» **Task prompt**:
The listing below should be printed exactly, every line of it. Skip the pictures.

— Start —

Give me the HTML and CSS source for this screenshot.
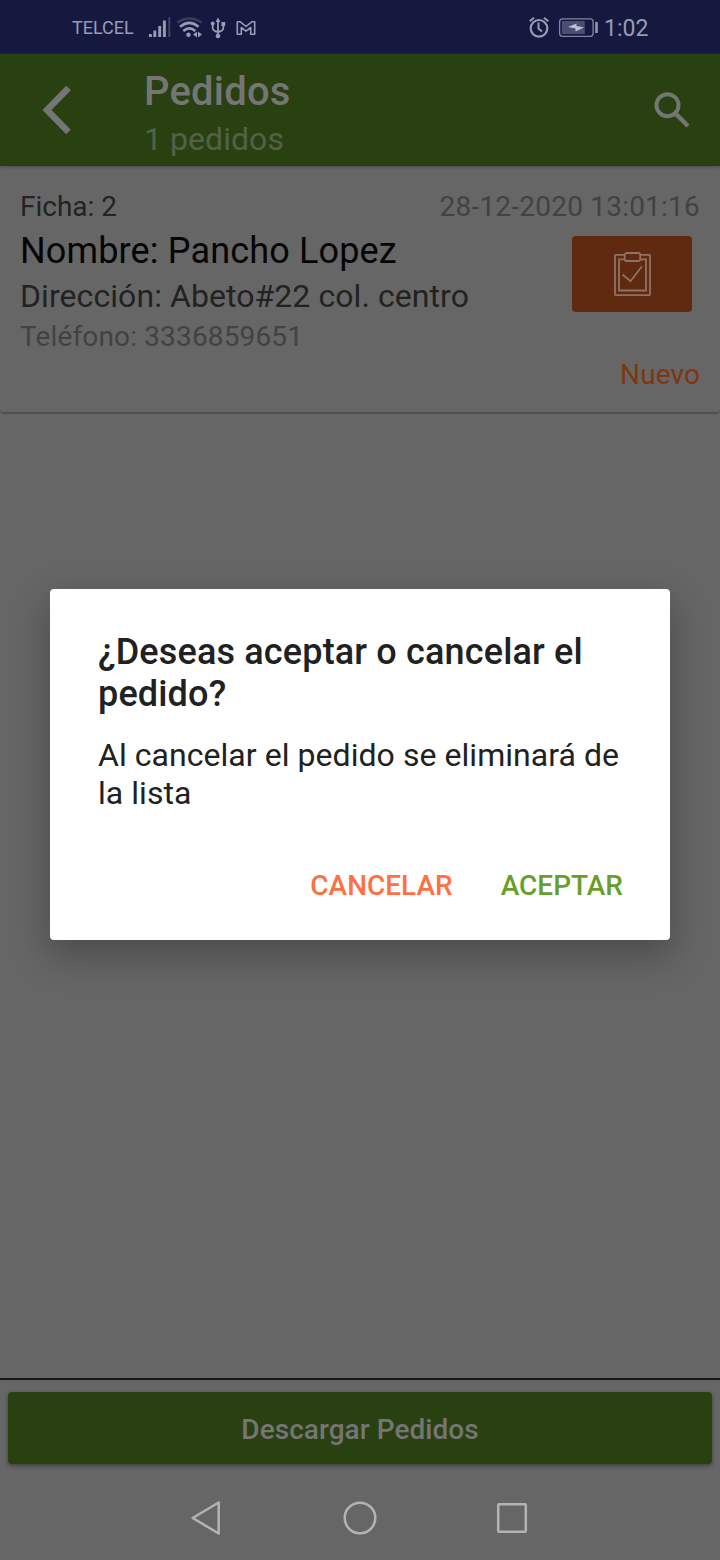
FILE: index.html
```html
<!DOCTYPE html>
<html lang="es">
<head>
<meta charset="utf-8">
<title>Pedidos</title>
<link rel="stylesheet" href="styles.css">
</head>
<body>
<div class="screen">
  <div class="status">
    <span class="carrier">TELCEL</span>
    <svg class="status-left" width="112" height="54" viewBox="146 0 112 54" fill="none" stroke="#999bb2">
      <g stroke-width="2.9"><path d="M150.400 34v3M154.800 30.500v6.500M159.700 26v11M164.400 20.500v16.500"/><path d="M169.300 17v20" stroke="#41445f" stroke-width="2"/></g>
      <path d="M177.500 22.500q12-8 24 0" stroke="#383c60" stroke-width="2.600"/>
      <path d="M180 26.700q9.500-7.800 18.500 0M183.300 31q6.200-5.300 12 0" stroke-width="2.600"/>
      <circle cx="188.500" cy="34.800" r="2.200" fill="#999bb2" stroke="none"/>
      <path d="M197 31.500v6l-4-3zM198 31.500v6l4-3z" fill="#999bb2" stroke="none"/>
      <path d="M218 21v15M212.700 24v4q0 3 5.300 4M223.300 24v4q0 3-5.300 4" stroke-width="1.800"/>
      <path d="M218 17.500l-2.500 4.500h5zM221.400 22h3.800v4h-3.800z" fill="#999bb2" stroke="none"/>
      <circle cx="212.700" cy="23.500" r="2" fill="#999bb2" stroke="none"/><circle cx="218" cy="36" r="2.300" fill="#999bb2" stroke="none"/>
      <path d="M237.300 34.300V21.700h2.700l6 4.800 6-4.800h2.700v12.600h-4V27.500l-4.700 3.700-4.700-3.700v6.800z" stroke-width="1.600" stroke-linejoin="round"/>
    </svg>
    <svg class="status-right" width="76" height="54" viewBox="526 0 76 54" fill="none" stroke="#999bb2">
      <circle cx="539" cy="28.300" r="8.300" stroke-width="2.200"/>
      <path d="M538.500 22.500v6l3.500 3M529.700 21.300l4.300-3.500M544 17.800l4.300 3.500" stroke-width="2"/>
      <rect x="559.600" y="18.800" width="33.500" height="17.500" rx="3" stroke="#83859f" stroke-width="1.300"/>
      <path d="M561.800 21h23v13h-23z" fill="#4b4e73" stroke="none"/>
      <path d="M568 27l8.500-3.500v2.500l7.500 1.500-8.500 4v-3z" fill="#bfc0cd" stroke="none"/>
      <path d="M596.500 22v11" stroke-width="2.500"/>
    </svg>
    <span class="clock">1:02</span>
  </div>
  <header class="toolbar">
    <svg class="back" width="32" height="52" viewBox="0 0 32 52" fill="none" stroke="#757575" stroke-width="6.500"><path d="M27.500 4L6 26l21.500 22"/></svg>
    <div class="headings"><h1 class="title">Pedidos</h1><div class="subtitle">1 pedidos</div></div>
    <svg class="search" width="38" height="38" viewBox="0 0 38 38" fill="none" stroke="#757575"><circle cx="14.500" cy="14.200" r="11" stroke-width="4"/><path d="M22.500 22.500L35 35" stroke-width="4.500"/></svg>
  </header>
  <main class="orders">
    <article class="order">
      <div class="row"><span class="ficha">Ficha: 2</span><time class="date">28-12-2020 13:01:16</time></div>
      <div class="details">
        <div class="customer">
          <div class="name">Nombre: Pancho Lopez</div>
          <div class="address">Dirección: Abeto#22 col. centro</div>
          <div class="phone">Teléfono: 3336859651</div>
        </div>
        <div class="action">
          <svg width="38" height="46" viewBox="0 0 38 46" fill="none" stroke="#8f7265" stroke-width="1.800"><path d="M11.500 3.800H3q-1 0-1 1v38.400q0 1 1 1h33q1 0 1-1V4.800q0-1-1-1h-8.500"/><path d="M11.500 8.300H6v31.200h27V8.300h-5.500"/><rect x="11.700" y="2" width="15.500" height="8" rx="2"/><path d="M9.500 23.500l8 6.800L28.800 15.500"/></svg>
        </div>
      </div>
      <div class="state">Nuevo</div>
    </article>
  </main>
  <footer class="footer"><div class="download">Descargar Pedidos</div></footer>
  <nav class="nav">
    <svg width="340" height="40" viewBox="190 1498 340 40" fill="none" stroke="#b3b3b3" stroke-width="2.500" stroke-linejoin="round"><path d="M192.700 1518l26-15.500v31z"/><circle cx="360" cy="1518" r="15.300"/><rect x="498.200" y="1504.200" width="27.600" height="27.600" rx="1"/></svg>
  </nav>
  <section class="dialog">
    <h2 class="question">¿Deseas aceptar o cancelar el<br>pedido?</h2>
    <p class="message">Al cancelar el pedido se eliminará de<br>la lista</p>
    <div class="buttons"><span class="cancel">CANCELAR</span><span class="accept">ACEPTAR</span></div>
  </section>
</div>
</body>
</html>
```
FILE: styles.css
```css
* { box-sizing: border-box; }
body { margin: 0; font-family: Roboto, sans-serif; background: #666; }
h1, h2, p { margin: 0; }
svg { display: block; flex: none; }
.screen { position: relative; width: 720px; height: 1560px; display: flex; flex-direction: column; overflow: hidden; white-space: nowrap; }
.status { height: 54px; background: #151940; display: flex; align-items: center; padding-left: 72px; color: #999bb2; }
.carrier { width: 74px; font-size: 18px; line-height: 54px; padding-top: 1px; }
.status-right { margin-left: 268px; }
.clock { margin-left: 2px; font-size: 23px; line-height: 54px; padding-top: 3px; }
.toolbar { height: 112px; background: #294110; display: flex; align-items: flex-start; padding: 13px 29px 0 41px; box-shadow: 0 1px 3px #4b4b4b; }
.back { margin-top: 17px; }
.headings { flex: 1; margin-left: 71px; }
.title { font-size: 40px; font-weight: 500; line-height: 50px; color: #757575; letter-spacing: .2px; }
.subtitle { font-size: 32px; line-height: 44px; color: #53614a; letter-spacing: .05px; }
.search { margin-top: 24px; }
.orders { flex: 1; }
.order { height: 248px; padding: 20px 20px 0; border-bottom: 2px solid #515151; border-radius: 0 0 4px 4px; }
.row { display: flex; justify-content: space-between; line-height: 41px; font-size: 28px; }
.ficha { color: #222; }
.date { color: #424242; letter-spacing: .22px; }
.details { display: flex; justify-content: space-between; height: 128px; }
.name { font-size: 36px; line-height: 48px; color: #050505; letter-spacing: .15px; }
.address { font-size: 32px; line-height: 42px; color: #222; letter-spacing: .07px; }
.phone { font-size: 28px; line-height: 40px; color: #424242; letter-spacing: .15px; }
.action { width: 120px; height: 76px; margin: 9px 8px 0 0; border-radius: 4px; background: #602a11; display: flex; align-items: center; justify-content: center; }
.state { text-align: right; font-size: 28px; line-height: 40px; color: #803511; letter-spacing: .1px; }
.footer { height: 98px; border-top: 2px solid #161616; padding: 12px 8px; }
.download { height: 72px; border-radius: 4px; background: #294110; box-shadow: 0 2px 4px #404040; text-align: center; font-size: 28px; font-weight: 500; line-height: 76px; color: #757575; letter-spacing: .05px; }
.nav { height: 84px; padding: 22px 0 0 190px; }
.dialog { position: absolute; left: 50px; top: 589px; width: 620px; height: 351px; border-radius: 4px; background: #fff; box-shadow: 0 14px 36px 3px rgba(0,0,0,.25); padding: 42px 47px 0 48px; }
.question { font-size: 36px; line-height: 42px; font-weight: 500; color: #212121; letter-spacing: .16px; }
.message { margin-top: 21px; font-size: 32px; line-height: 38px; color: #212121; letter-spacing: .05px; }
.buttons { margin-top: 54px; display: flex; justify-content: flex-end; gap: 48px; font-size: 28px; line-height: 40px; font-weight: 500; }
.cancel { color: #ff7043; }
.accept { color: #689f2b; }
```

— End —

» **Full response**:
Give me the HTML and CSS source for this screenshot.
FILE: index.html
```html
<!DOCTYPE html>
<html lang="es">
<head>
<meta charset="utf-8">
<title>Pedidos</title>
<link rel="stylesheet" href="styles.css">
</head>
<body>
<div class="screen">
  <div class="status">
    <span class="carrier">TELCEL</span>
    <svg class="status-left" width="112" height="54" viewBox="146 0 112 54" fill="none" stroke="#999bb2">
      <g stroke-width="2.9"><path d="M150.400 34v3M154.800 30.500v6.500M159.700 26v11M164.400 20.500v16.500"/><path d="M169.300 17v20" stroke="#41445f" stroke-width="2"/></g>
      <path d="M177.500 22.500q12-8 24 0" stroke="#383c60" stroke-width="2.600"/>
      <path d="M180 26.700q9.500-7.800 18.500 0M183.300 31q6.200-5.300 12 0" stroke-width="2.600"/>
      <circle cx="188.500" cy="34.800" r="2.200" fill="#999bb2" stroke="none"/>
      <path d="M197 31.500v6l-4-3zM198 31.500v6l4-3z" fill="#999bb2" stroke="none"/>
      <path d="M218 21v15M212.700 24v4q0 3 5.300 4M223.300 24v4q0 3-5.300 4" stroke-width="1.800"/>
      <path d="M218 17.500l-2.500 4.500h5zM221.400 22h3.800v4h-3.800z" fill="#999bb2" stroke="none"/>
      <circle cx="212.700" cy="23.500" r="2" fill="#999bb2" stroke="none"/><circle cx="218" cy="36" r="2.300" fill="#999bb2" stroke="none"/>
      <path d="M237.300 34.300V21.700h2.700l6 4.800 6-4.800h2.700v12.600h-4V27.500l-4.700 3.700-4.700-3.700v6.800z" stroke-width="1.600" stroke-linejoin="round"/>
    </svg>
    <svg class="status-right" width="76" height="54" viewBox="526 0 76 54" fill="none" stroke="#999bb2">
      <circle cx="539" cy="28.300" r="8.300" stroke-width="2.200"/>
      <path d="M538.500 22.500v6l3.500 3M529.700 21.300l4.300-3.500M544 17.800l4.300 3.500" stroke-width="2"/>
      <rect x="559.600" y="18.800" width="33.500" height="17.500" rx="3" stroke="#83859f" stroke-width="1.300"/>
      <path d="M561.800 21h23v13h-23z" fill="#4b4e73" stroke="none"/>
      <path d="M568 27l8.500-3.500v2.500l7.500 1.500-8.500 4v-3z" fill="#bfc0cd" stroke="none"/>
      <path d="M596.500 22v11" stroke-width="2.500"/>
    </svg>
    <span class="clock">1:02</span>
  </div>
  <header class="toolbar">
    <svg class="back" width="32" height="52" viewBox="0 0 32 52" fill="none" stroke="#757575" stroke-width="6.500"><path d="M27.500 4L6 26l21.500 22"/></svg>
    <div class="headings"><h1 class="title">Pedidos</h1><div class="subtitle">1 pedidos</div></div>
    <svg class="search" width="38" height="38" viewBox="0 0 38 38" fill="none" stroke="#757575"><circle cx="14.500" cy="14.200" r="11" stroke-width="4"/><path d="M22.500 22.500L35 35" stroke-width="4.500"/></svg>
  </header>
  <main class="orders">
    <article class="order">
      <div class="row"><span class="ficha">Ficha: 2</span><time class="date">28-12-2020 13:01:16</time></div>
      <div class="details">
        <div class="customer">
          <div class="name">Nombre: Pancho Lopez</div>
          <div class="address">Dirección: Abeto#22 col. centro</div>
          <div class="phone">Teléfono: 3336859651</div>
        </div>
        <div class="action">
          <svg width="38" height="46" viewBox="0 0 38 46" fill="none" stroke="#8f7265" stroke-width="1.800"><path d="M11.500 3.800H3q-1 0-1 1v38.400q0 1 1 1h33q1 0 1-1V4.800q0-1-1-1h-8.500"/><path d="M11.500 8.300H6v31.200h27V8.300h-5.500"/><rect x="11.700" y="2" width="15.500" height="8" rx="2"/><path d="M9.500 23.500l8 6.800L28.800 15.500"/></svg>
        </div>
      </div>
      <div class="state">Nuevo</div>
    </article>
  </main>
  <footer class="footer"><div class="download">Descargar Pedidos</div></footer>
  <nav class="nav">
    <svg width="340" height="40" viewBox="190 1498 340 40" fill="none" stroke="#b3b3b3" stroke-width="2.500" stroke-linejoin="round"><path d="M192.700 1518l26-15.500v31z"/><circle cx="360" cy="1518" r="15.300"/><rect x="498.200" y="1504.200" width="27.600" height="27.600" rx="1"/></svg>
  </nav>
  <section class="dialog">
    <h2 class="question">¿Deseas aceptar o cancelar el<br>pedido?</h2>
    <p class="message">Al cancelar el pedido se eliminará de<br>la lista</p>
    <div class="buttons"><span class="cancel">CANCELAR</span><span class="accept">ACEPTAR</span></div>
  </section>
</div>
</body>
</html>
```
FILE: styles.css
```css
* { box-sizing: border-box; }
body { margin: 0; font-family: Roboto, sans-serif; background: #666; }
h1, h2, p { margin: 0; }
svg { display: block; flex: none; }
.screen { position: relative; width: 720px; height: 1560px; display: flex; flex-direction: column; overflow: hidden; white-space: nowrap; }
.status { height: 54px; background: #151940; display: flex; align-items: center; padding-left: 72px; color: #999bb2; }
.carrier { width: 74px; font-size: 18px; line-height: 54px; padding-top: 1px; }
.status-right { margin-left: 268px; }
.clock { margin-left: 2px; font-size: 23px; line-height: 54px; padding-top: 3px; }
.toolbar { height: 112px; background: #294110; display: flex; align-items: flex-start; padding: 13px 29px 0 41px; box-shadow: 0 1px 3px #4b4b4b; }
.back { margin-top: 17px; }
.headings { flex: 1; margin-left: 71px; }
.title { font-size: 40px; font-weight: 500; line-height: 50px; color: #757575; letter-spacing: .2px; }
.subtitle { font-size: 32px; line-height: 44px; color: #53614a; letter-spacing: .05px; }
.search { margin-top: 24px; }
.orders { flex: 1; }
.order { height: 248px; padding: 20px 20px 0; border-bottom: 2px solid #515151; border-radius: 0 0 4px 4px; }
.row { display: flex; justify-content: space-between; line-height: 41px; font-size: 28px; }
.ficha { color: #222; }
.date { color: #424242; letter-spacing: .22px; }
.details { display: flex; justify-content: space-between; height: 128px; }
.name { font-size: 36px; line-height: 48px; color: #050505; letter-spacing: .15px; }
.address { font-size: 32px; line-height: 42px; color: #222; letter-spacing: .07px; }
.phone { font-size: 28px; line-height: 40px; color: #424242; letter-spacing: .15px; }
.action { width: 120px; height: 76px; margin: 9px 8px 0 0; border-radius: 4px; background: #602a11; display: flex; align-items: center; justify-content: center; }
.state { text-align: right; font-size: 28px; line-height: 40px; color: #803511; letter-spacing: .1px; }
.footer { height: 98px; border-top: 2px solid #161616; padding: 12px 8px; }
.download { height: 72px; border-radius: 4px; background: #294110; box-shadow: 0 2px 4px #404040; text-align: center; font-size: 28px; font-weight: 500; line-height: 76px; color: #757575; letter-spacing: .05px; }
.nav { height: 84px; padding: 22px 0 0 190px; }
.dialog { position: absolute; left: 50px; top: 589px; width: 620px; height: 351px; border-radius: 4px; background: #fff; box-shadow: 0 14px 36px 3px rgba(0,0,0,.25); padding: 42px 47px 0 48px; }
.question { font-size: 36px; line-height: 42px; font-weight: 500; color: #212121; letter-spacing: .16px; }
.message { margin-top: 21px; font-size: 32px; line-height: 38px; color: #212121; letter-spacing: .05px; }
.buttons { margin-top: 54px; display: flex; justify-content: flex-end; gap: 48px; font-size: 28px; line-height: 40px; font-weight: 500; }
.cancel { color: #ff7043; }
.accept { color: #689f2b; }
```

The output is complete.